- Born: March 21, 1923 Pestújhely, Hungary
- Died: August 1, 2021 (aged 98) Kensington, Maryland
- Occupations: Chemist and psychiatrist

= Stephen Szára =

Hungarian chemist and psychiatrist (1923–2021)

Stephen István Szára (March 21, 1923 – August 1, 2021) was a Hungarian–American chemist and psychiatrist who made major contributions in the field of pharmacology.

== Life in Hungary ==
Szára was born in Pestújhely, Hungary in March 1923. He earned his DSc and MD from Budapest University of Medicine. Szára organized a Laboratory of Biochemistry at Lipótmezõ in Budapest in 1953 and was also previously an assistant professor at the Department of Biochemistry of the Medical School there.

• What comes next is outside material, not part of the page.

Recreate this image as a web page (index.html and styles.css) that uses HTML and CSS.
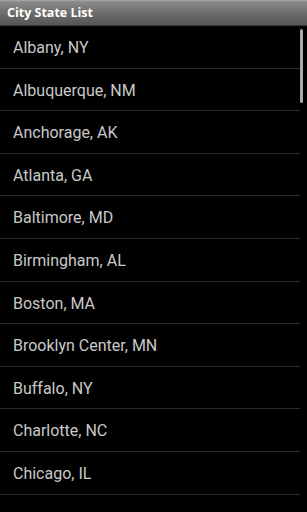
FILE: index.html
```html
<!DOCTYPE html>
<html lang="en">
<head>
    <meta charset="UTF-8">
    <meta name="viewport" content="width=device-width, initial-scale=1.0">
    <title>City State List</title>
    <link rel="stylesheet" href="styles.css">
</head>
<body>
    <div id="container">
        <div class="title_bar">City State List</div>
        <div class="list_wrap">
            <ul class="city_list">
                <li>Albany, NY</li>
                <li>Albuquerque, NM</li>
                <li>Anchorage, AK</li>
                <li>Atlanta, GA</li>
                <li>Baltimore, MD</li>
                <li>Birmingham, AL</li>
                <li>Boston, MA</li>
                <li>Brooklyn Center, MN</li>
                <li>Buffalo, NY</li>
                <li>Charlotte, NC</li>
                <li>Chicago, IL</li>
            </ul>
            <div class="scroll_thumb"></div>
        </div>
    </div>
</body>
</html>
```

FILE: styles.css
```css
* {
    margin: 0;
    padding: 0;
    box-sizing: border-box;
}

html, body {
    background-color: #000;
    height: 100%;
    overflow: hidden;
}

#container {
    width: 307px;
    height: 512px;
    font-family: "Open Sans", "Noto Sans", sans-serif;
}

.title_bar {
    height: 26px;
    padding-left: 7px;
    line-height: 26px;
    font-size: 12.5px;
    font-weight: bold;
    color: #fff;
    background: linear-gradient(#a8a8a8 0, #8a8a8a 2px, #6e6e6e 50%, #555 100%);
    border-bottom: 1px solid #3a3a3a;
}

.list_wrap {
    position: relative;
}

.city_list {
    list-style: none;
}

.city_list > li {
    height: 42.6px;
    padding-left: 13px;
    padding-top: 2px;
    line-height: 40px;
    font-family: Roboto, "Open Sans", sans-serif;
    font-size: 16px;
    color: #c9c9c9;
    border-bottom: 1px solid #2b2b2b;
    margin-right: 7px;
}

.scroll_thumb {
    position: absolute;
    top: 3px;
    right: 4px;
    width: 3px;
    height: 74px;
    border-radius: 2px;
    background-color: #a9a9a9;
}
```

Szára discovered the hallucinogenic effects of the psychedelic drug dimethyltryptamine (DMT) via self-experimentation in 1956 following its published isolation from cohoba (yopo) snuff the previous year. Szára described experiencing intense euphoria at the higher DMT doses due to his excitement about the discovery. Subsequent to his own experiences, Szára conducted and published a clinical study of DMT's effects that same year. Szára had turned his attention to DMT after his order for LSD from the Swiss company Sandoz Laboratories was rejected on the grounds that the powerful psychotropic could be dangerous in the hands of a communist country.

== Move to the United States ==
Shortly after the Hungarian Revolution in 1956, Szára left Hungary and moved to the United States where he eventually became Chief of the Biomedical Branch of the U.S. National Institute on Drug Abuse. In the U.S., he worked with Julius Axelrod and others on the metabolism of DMT and related compounds in healthy and schizophrenic volunteers. Among other achievements, Szára and his colleagues characterized the biochemistry of the first three psychedelic congeners of tryptamine: dimethyl-, diethyl-, and dipropyl-tryptamine (DMT, DET, and DPT), describing their pharmacokinetics and effects.

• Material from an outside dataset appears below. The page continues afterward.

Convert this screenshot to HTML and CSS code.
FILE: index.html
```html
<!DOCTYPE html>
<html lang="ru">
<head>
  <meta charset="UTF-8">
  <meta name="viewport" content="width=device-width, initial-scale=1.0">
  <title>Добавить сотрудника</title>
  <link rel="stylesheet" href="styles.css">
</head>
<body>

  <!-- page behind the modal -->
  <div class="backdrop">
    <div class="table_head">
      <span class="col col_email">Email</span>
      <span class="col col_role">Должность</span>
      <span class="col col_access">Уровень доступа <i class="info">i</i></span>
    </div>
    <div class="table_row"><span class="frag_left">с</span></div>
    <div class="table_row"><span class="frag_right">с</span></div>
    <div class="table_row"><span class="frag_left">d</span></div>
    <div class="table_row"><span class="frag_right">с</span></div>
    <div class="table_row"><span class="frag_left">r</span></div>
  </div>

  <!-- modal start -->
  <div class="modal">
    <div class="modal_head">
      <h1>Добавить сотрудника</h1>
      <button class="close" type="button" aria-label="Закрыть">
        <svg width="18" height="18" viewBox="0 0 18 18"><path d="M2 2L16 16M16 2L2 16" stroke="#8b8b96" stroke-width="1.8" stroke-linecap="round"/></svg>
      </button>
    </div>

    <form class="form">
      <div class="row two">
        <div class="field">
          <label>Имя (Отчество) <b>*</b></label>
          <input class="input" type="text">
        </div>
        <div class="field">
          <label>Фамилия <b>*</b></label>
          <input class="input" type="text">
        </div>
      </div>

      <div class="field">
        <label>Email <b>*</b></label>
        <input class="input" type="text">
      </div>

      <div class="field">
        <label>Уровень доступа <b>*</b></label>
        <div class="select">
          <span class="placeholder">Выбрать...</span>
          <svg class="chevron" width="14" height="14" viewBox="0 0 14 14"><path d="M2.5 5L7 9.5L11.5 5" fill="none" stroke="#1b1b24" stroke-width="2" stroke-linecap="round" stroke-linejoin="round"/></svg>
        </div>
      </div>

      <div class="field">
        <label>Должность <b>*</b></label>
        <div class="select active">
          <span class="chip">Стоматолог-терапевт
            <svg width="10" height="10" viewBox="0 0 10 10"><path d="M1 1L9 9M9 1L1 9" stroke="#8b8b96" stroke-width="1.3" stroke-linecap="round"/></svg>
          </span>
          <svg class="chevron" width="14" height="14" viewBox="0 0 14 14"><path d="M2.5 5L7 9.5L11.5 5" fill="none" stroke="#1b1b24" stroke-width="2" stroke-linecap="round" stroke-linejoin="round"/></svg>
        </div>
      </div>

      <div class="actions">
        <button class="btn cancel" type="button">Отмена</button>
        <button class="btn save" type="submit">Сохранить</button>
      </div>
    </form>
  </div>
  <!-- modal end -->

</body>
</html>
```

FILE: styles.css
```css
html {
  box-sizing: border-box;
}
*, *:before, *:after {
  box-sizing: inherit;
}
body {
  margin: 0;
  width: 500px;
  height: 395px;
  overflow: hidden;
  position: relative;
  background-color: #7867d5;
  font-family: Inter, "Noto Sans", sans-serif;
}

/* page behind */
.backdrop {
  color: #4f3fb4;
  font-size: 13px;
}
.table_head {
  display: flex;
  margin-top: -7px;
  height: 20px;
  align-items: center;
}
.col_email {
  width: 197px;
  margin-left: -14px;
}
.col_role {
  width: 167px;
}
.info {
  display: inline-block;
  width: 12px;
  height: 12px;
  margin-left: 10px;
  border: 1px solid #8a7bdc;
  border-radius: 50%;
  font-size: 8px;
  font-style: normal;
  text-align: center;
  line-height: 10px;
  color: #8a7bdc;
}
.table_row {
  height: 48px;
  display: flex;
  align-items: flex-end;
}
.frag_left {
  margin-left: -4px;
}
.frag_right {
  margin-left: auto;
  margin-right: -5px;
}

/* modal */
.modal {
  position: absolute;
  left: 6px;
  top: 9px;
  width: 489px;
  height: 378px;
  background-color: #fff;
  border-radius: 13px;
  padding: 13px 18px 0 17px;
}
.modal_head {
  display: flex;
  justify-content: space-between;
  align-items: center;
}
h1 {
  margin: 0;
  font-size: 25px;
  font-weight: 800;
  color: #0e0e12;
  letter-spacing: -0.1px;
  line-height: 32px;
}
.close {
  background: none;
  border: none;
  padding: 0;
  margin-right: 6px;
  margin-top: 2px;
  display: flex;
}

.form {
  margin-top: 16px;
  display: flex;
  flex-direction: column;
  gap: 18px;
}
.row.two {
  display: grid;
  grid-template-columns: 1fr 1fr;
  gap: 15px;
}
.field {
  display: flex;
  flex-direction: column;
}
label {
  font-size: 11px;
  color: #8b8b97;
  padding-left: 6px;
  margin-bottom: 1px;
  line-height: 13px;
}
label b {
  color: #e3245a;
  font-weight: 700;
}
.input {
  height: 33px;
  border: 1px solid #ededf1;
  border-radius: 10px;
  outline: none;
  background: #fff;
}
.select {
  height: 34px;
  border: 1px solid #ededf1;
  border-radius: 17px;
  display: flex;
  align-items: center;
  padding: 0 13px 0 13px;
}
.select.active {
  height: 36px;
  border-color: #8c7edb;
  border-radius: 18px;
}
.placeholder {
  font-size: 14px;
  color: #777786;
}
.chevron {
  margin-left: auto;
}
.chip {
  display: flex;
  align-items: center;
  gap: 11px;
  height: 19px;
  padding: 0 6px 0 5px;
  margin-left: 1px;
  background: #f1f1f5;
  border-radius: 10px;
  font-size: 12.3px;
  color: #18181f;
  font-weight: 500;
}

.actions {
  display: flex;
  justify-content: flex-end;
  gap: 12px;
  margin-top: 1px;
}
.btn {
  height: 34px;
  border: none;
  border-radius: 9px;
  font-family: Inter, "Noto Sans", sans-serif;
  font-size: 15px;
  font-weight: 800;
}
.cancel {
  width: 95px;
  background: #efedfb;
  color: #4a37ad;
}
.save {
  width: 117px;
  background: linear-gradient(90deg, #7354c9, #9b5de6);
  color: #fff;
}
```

Szára's research explored both the possibility that some tryptamines (DMT, in particular) might contribute to psychosis by forming in the brain as well as the possibility that some psychedelics might be useful in psychotherapy. Later, Szára had argued that psychedelic drugs should be studied in a heuristic manner and that learning the mechanisms by which they affect the brain may "serve as keys to unlock the mysteries of the brain/mind relationship".

Szára was an emeritus Fellow of the American College of Neuropsychopharmacology and Collegium Internationale Neuro-Psychopharmacologicum, and a member of the Scientific Advisory Board of the Heffter Research Institute. He was elected Honorary Member of the Hungarian Association of Psychopharmacology in 2007. He was also the recipient of the Alcohol, Drug Abuse, and Mental Health Administration Administrator's Meritorious Achievement Award and the Kovats Medal of Freedom from the American Hungarian Federation (2005).

== Death ==
He died in Kensington, Maryland, in August 2021 at the age of 98.